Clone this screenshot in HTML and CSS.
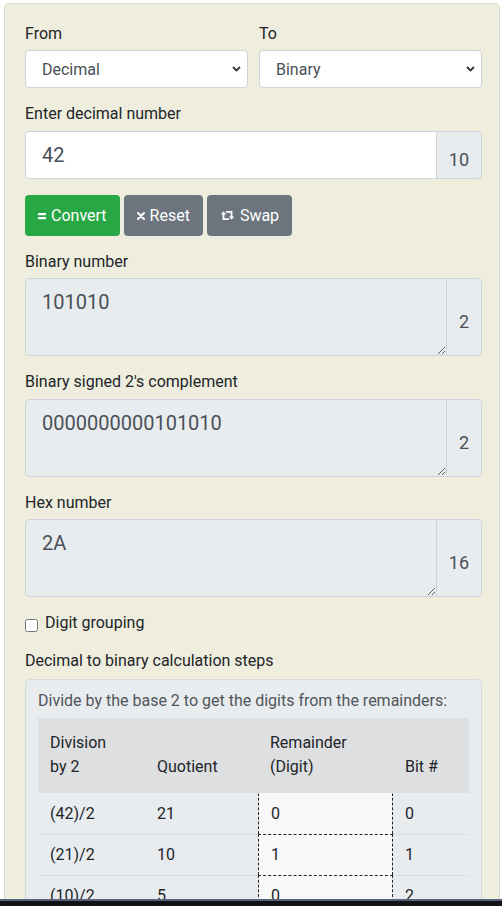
FILE: index.html
```html
<!DOCTYPE html>
<html>
<head>
<meta charset="utf-8">
<link rel="stylesheet" href="styles.css">
</head>
<body>
<div class="card">
  <div class="row2">
    <div class="col">
      <label class="lbl">From</label>
      <div class="sel">
        <select><option>Decimal</option></select>
        <svg class="chev" width="9" height="6" viewBox="0 0 9 6"><path d="M1 1l3.5 3.5L8 1" stroke="#333" stroke-width="1.8" fill="none"/></svg>
      </div>
    </div>
    <div class="col">
      <label class="lbl">To</label>
      <div class="sel">
        <select><option>Binary</option></select>
        <svg class="chev" width="9" height="6" viewBox="0 0 9 6"><path d="M1 1l3.5 3.5L8 1" stroke="#333" stroke-width="1.8" fill="none"/></svg>
      </div>
    </div>
  </div>

  <div class="group g-input">
    <label class="lbl mb5">Enter decimal number</label>
    <div class="ig">
      <input class="inp" type="text" value="42">
      <span class="addon">10</span>
    </div>
  </div>

  <div class="btns">
    <button class="btn btn-green">
      <svg width="8" height="8" viewBox="0 0 8 8"><rect x="0" y="1" width="8" height="2.2" fill="#fff"/><rect x="0" y="5" width="8" height="2.2" fill="#fff"/></svg>
      Convert
    </button>
    <button class="btn btn-gray">
      <svg width="8" height="8" viewBox="0 0 8 8"><path d="M1 1L7 7M7 1L1 7" stroke="#fff" stroke-width="2" stroke-linecap="round"/></svg>
      Reset
    </button>
    <button class="btn btn-gray">
      <svg width="15" height="11" viewBox="0 0 15 11"><path d="M9 9.2H3.5V3.8M6 1.8H11.5V7.2" stroke="#fff" stroke-width="1.8" fill="none"/><path d="M0.8 4.4L3.5 1.2 6.2 4.4Z M8.8 6.6L11.5 9.8 14.2 6.6Z" fill="#fff"/></svg>
      Swap
    </button>
  </div>

  <div class="group">
    <label class="lbl">Binary number</label>
    <div class="ig">
      <textarea class="ta" rows="2" readonly>101010</textarea>
      <span class="addon">2</span>
    </div>
  </div>

  <div class="group">
    <label class="lbl mb5">Binary signed 2's complement</label>
    <div class="ig">
      <textarea class="ta" rows="2" readonly>0000000000101010</textarea>
      <span class="addon">2</span>
    </div>
  </div>

  <div class="group">
    <label class="lbl">Hex number</label>
    <div class="ig">
      <textarea class="ta" rows="2" readonly>2A</textarea>
      <span class="addon">16</span>
    </div>
  </div>

  <div class="group">
    <label class="check"><input type="checkbox"><span>Digit grouping</span></label>
  </div>

  <label class="lbl mb6">Decimal to binary calculation steps</label>
  <div class="steps">
    <div class="steps-intro">Divide by the base 2 to get the digits from the remainders:</div>
    <table class="tbl">
      <colgroup><col class="c1"><col class="c2"><col class="c3"><col></colgroup>
      <thead>
        <tr><th>Division<br>by 2</th><th>Quotient</th><th><span class="l18">Remainder</span><br>(Digit)</th><th>Bit #</th></tr>
      </thead>
      <tbody>
        <tr class="first"><td>(42)/2</td><td>21</td><td class="rem">0</td><td>0</td></tr>
        <tr><td>(21)/2</td><td>10</td><td class="rem">1</td><td>1</td></tr>
        <tr><td>(10)/2</td><td>5</td><td class="rem">0</td><td>2</td></tr>
        <tr><td>(5)/2</td><td>2</td><td class="rem">1</td><td>3</td></tr>
        <tr><td>(2)/2</td><td>1</td><td class="rem">0</td><td>4</td></tr>
        <tr><td>(1)/2</td><td>0</td><td class="rem">1</td><td>5</td></tr>
      </tbody>
    </table>
  </div>
</div>
<div class="taskbar"></div>
</body>
</html>
```
FILE: styles.css
```css
* { box-sizing: border-box; }
html, body { margin: 0; padding: 0; background: #fff; }
body {
  font-family: Roboto, "Liberation Sans", sans-serif;
  font-size: 16px;
  line-height: 24px;
  color: #212529;
}
.card {
  margin: 3px 0 0 4px;
  width: 496px;
  background: #efedde;
  border: 1px solid #dcdbd0;
  border-radius: 5px;
  padding: 18px 17px 40px 20px;
}
.row2 {
  display: grid;
  grid-template-columns: 1fr 1fr;
  column-gap: 11px;
  margin-bottom: 14px;
}
.lbl {
  display: block;
  line-height: 24px;
  margin-bottom: 4px;
}
.lbl.mb5 { margin-bottom: 5px; }
.lbl.mb6 { margin-bottom: 6px; }
.sel { position: relative; }
.sel select {
  -webkit-appearance: none;
  appearance: none;
  display: block;
  width: 100%;
  height: 38px;
  border: 1px solid #ced4da;
  border-radius: 4px;
  background: #fff;
  font-family: Roboto, "Liberation Sans", sans-serif;
  font-size: 16px;
  color: #495057;
  padding: 0 16px;
}
.chev {
  position: absolute;
  right: 7px;
  top: 16px;
  pointer-events: none;
}
.group { margin-bottom: 14px; }
.g-input { margin-bottom: 16px; }
.ig { display: flex; }
.inp {
  flex: 1;
  min-width: 0;
  height: 48px;
  border: 1px solid #ced4da;
  border-radius: 4px 0 0 4px;
  background: #fff;
  font-family: Roboto, "Liberation Sans", sans-serif;
  font-size: 20px;
  color: #495057;
  padding: 0 16px;
  outline: none;
}
.ta {
  flex: 1;
  min-width: 0;
  height: 78px;
  border: 1px solid #ced4da;
  border-radius: 4px 0 0 4px;
  background: #e9ecef;
  font-family: Roboto, "Liberation Sans", sans-serif;
  font-size: 20px;
  line-height: 30px;
  color: #495057;
  padding: 8px 16px;
  resize: vertical;
  outline: none;
  overflow: hidden;
}
.addon {
  display: flex;
  align-items: center;
  margin-left: -1px;
  padding: 9px 12px 0;
  background: #e9ecef;
  border: 1px solid #ced4da;
  border-radius: 0 4px 4px 0;
  font-size: 18px;
  color: #495057;
}
.btns {
  display: flex;
  gap: 4px;
  margin-bottom: 14px;
}
.btn {
  display: inline-flex;
  align-items: center;
  gap: 5px;
  height: 41px;
  padding: 0 13px;
  border: 0;
  border-radius: 4px;
  font-family: Roboto, "Liberation Sans", sans-serif;
  font-size: 16px;
  color: #fff;
}
.btn-green { background: #28a745; }
.btn-gray { background: #6c757d; }
.check {
  display: flex;
  align-items: center;
  gap: 7px;
  line-height: 24px;
}
.check input {
  margin: 4px 0 0 0;
  width: 13px;
  height: 13px;
}
.steps {
  background: #e9ecef;
  border: 1px solid #d6dade;
  border-radius: 4px;
  padding: 9px 12px 0;
}
.steps-intro {
  color: #50555a;
  margin-bottom: 5px;
}
.tbl {
  width: 100%;
  table-layout: fixed;
  border-collapse: separate;
  border-spacing: 0;
}
.tbl col.c1 { width: 107px; }
.tbl col.c2 { width: 113px; }
.tbl col.c3 { width: 135px; }
.tbl th {
  background: #dedfe0;
  font-weight: normal;
  text-align: left;
  vertical-align: bottom;
  padding: 13px 12px 12px;
  border-bottom: 2px solid #dedfe0;
}
.l18 { display: inline-block; line-height: 18px; }
.tbl td {
  padding: 8px 12px;
  border-top: 1px solid #dadee2;
  vertical-align: top;
}
.tbl tr.first td { border-top-color: #e9ecef; }
.tbl td.rem {
  background: #f8f8f8;
  border-left: 1px dashed #222;
  border-right: 1px dashed #222;
  border-top: 1px dashed #222;
}
.tbl tr.first td.rem { border-top: 1px solid #f8f8f8; }
.taskbar {
  position: fixed;
  left: 0;
  right: 0;
  bottom: 0;
  height: 7px;
  background: #101216;
  border-top: 2px solid #58627a;
}
```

> Objective: From the material above, reproduce everything verbatim except the pictures.

> Task result:
Clone this screenshot in HTML and CSS.
FILE: index.html
```html
<!DOCTYPE html>
<html>
<head>
<meta charset="utf-8">
<link rel="stylesheet" href="styles.css">
</head>
<body>
<div class="card">
  <div class="row2">
    <div class="col">
      <label class="lbl">From</label>
      <div class="sel">
        <select><option>Decimal</option></select>
        <svg class="chev" width="9" height="6" viewBox="0 0 9 6"><path d="M1 1l3.5 3.5L8 1" stroke="#333" stroke-width="1.8" fill="none"/></svg>
      </div>
    </div>
    <div class="col">
      <label class="lbl">To</label>
      <div class="sel">
        <select><option>Binary</option></select>
        <svg class="chev" width="9" height="6" viewBox="0 0 9 6"><path d="M1 1l3.5 3.5L8 1" stroke="#333" stroke-width="1.8" fill="none"/></svg>
      </div>
    </div>
  </div>

  <div class="group g-input">
    <label class="lbl mb5">Enter decimal number</label>
    <div class="ig">
      <input class="inp" type="text" value="42">
      <span class="addon">10</span>
    </div>
  </div>

  <div class="btns">
    <button class="btn btn-green">
      <svg width="8" height="8" viewBox="0 0 8 8"><rect x="0" y="1" width="8" height="2.2" fill="#fff"/><rect x="0" y="5" width="8" height="2.2" fill="#fff"/></svg>
      Convert
    </button>
    <button class="btn btn-gray">
      <svg width="8" height="8" viewBox="0 0 8 8"><path d="M1 1L7 7M7 1L1 7" stroke="#fff" stroke-width="2" stroke-linecap="round"/></svg>
      Reset
    </button>
    <button class="btn btn-gray">
      <svg width="15" height="11" viewBox="0 0 15 11"><path d="M9 9.2H3.5V3.8M6 1.8H11.5V7.2" stroke="#fff" stroke-width="1.8" fill="none"/><path d="M0.8 4.4L3.5 1.2 6.2 4.4Z M8.8 6.6L11.5 9.8 14.2 6.6Z" fill="#fff"/></svg>
      Swap
    </button>
  </div>

  <div class="group">
    <label class="lbl">Binary number</label>
    <div class="ig">
      <textarea class="ta" rows="2" readonly>101010</textarea>
      <span class="addon">2</span>
    </div>
  </div>

  <div class="group">
    <label class="lbl mb5">Binary signed 2's complement</label>
    <div class="ig">
      <textarea class="ta" rows="2" readonly>0000000000101010</textarea>
      <span class="addon">2</span>
    </div>
  </div>

  <div class="group">
    <label class="lbl">Hex number</label>
    <div class="ig">
      <textarea class="ta" rows="2" readonly>2A</textarea>
      <span class="addon">16</span>
    </div>
  </div>

  <div class="group">
    <label class="check"><input type="checkbox"><span>Digit grouping</span></label>
  </div>

  <label class="lbl mb6">Decimal to binary calculation steps</label>
  <div class="steps">
    <div class="steps-intro">Divide by the base 2 to get the digits from the remainders:</div>
    <table class="tbl">
      <colgroup><col class="c1"><col class="c2"><col class="c3"><col></colgroup>
      <thead>
        <tr><th>Division<br>by 2</th><th>Quotient</th><th><span class="l18">Remainder</span><br>(Digit)</th><th>Bit #</th></tr>
      </thead>
      <tbody>
        <tr class="first"><td>(42)/2</td><td>21</td><td class="rem">0</td><td>0</td></tr>
        <tr><td>(21)/2</td><td>10</td><td class="rem">1</td><td>1</td></tr>
        <tr><td>(10)/2</td><td>5</td><td class="rem">0</td><td>2</td></tr>
        <tr><td>(5)/2</td><td>2</td><td class="rem">1</td><td>3</td></tr>
        <tr><td>(2)/2</td><td>1</td><td class="rem">0</td><td>4</td></tr>
        <tr><td>(1)/2</td><td>0</td><td class="rem">1</td><td>5</td></tr>
      </tbody>
    </table>
  </div>
</div>
<div class="taskbar"></div>
</body>
</html>
```
FILE: styles.css
```css
* { box-sizing: border-box; }
html, body { margin: 0; padding: 0; background: #fff; }
body {
  font-family: Roboto, "Liberation Sans", sans-serif;
  font-size: 16px;
  line-height: 24px;
  color: #212529;
}
.card {
  margin: 3px 0 0 4px;
  width: 496px;
  background: #efedde;
  border: 1px solid #dcdbd0;
  border-radius: 5px;
  padding: 18px 17px 40px 20px;
}
.row2 {
  display: grid;
  grid-template-columns: 1fr 1fr;
  column-gap: 11px;
  margin-bottom: 14px;
}
.lbl {
  display: block;
  line-height: 24px;
  margin-bottom: 4px;
}
.lbl.mb5 { margin-bottom: 5px; }
.lbl.mb6 { margin-bottom: 6px; }
.sel { position: relative; }
.sel select {
  -webkit-appearance: none;
  appearance: none;
  display: block;
  width: 100%;
  height: 38px;
  border: 1px solid #ced4da;
  border-radius: 4px;
  background: #fff;
  font-family: Roboto, "Liberation Sans", sans-serif;
  font-size: 16px;
  color: #495057;
  padding: 0 16px;
}
.chev {
  position: absolute;
  right: 7px;
  top: 16px;
  pointer-events: none;
}
.group { margin-bottom: 14px; }
.g-input { margin-bottom: 16px; }
.ig { display: flex; }
.inp {
  flex: 1;
  min-width: 0;
  height: 48px;
  border: 1px solid #ced4da;
  border-radius: 4px 0 0 4px;
  background: #fff;
  font-family: Roboto, "Liberation Sans", sans-serif;
  font-size: 20px;
  color: #495057;
  padding: 0 16px;
  outline: none;
}
.ta {
  flex: 1;
  min-width: 0;
  height: 78px;
  border: 1px solid #ced4da;
  border-radius: 4px 0 0 4px;
  background: #e9ecef;
  font-family: Roboto, "Liberation Sans", sans-serif;
  font-size: 20px;
  line-height: 30px;
  color: #495057;
  padding: 8px 16px;
  resize: vertical;
  outline: none;
  overflow: hidden;
}
.addon {
  display: flex;
  align-items: center;
  margin-left: -1px;
  padding: 9px 12px 0;
  background: #e9ecef;
  border: 1px solid #ced4da;
  border-radius: 0 4px 4px 0;
  font-size: 18px;
  color: #495057;
}
.btns {
  display: flex;
  gap: 4px;
  margin-bottom: 14px;
}
.btn {
  display: inline-flex;
  align-items: center;
  gap: 5px;
  height: 41px;
  padding: 0 13px;
  border: 0;
  border-radius: 4px;
  font-family: Roboto, "Liberation Sans", sans-serif;
  font-size: 16px;
  color: #fff;
}
.btn-green { background: #28a745; }
.btn-gray { background: #6c757d; }
.check {
  display: flex;
  align-items: center;
  gap: 7px;
  line-height: 24px;
}
.check input {
  margin: 4px 0 0 0;
  width: 13px;
  height: 13px;
}
.steps {
  background: #e9ecef;
  border: 1px solid #d6dade;
  border-radius: 4px;
  padding: 9px 12px 0;
}
.steps-intro {
  color: #50555a;
  margin-bottom: 5px;
}
.tbl {
  width: 100%;
  table-layout: fixed;
  border-collapse: separate;
  border-spacing: 0;
}
.tbl col.c1 { width: 107px; }
.tbl col.c2 { width: 113px; }
.tbl col.c3 { width: 135px; }
.tbl th {
  background: #dedfe0;
  font-weight: normal;
  text-align: left;
  vertical-align: bottom;
  padding: 13px 12px 12px;
  border-bottom: 2px solid #dedfe0;
}
.l18 { display: inline-block; line-height: 18px; }
.tbl td {
  padding: 8px 12px;
  border-top: 1px solid #dadee2;
  vertical-align: top;
}
.tbl tr.first td { border-top-color: #e9ecef; }
.tbl td.rem {
  background: #f8f8f8;
  border-left: 1px dashed #222;
  border-right: 1px dashed #222;
  border-top: 1px dashed #222;
}
.tbl tr.first td.rem { border-top: 1px solid #f8f8f8; }
.taskbar {
  position: fixed;
  left: 0;
  right: 0;
  bottom: 0;
  height: 7px;
  background: #101216;
  border-top: 2px solid #58627a;
}
```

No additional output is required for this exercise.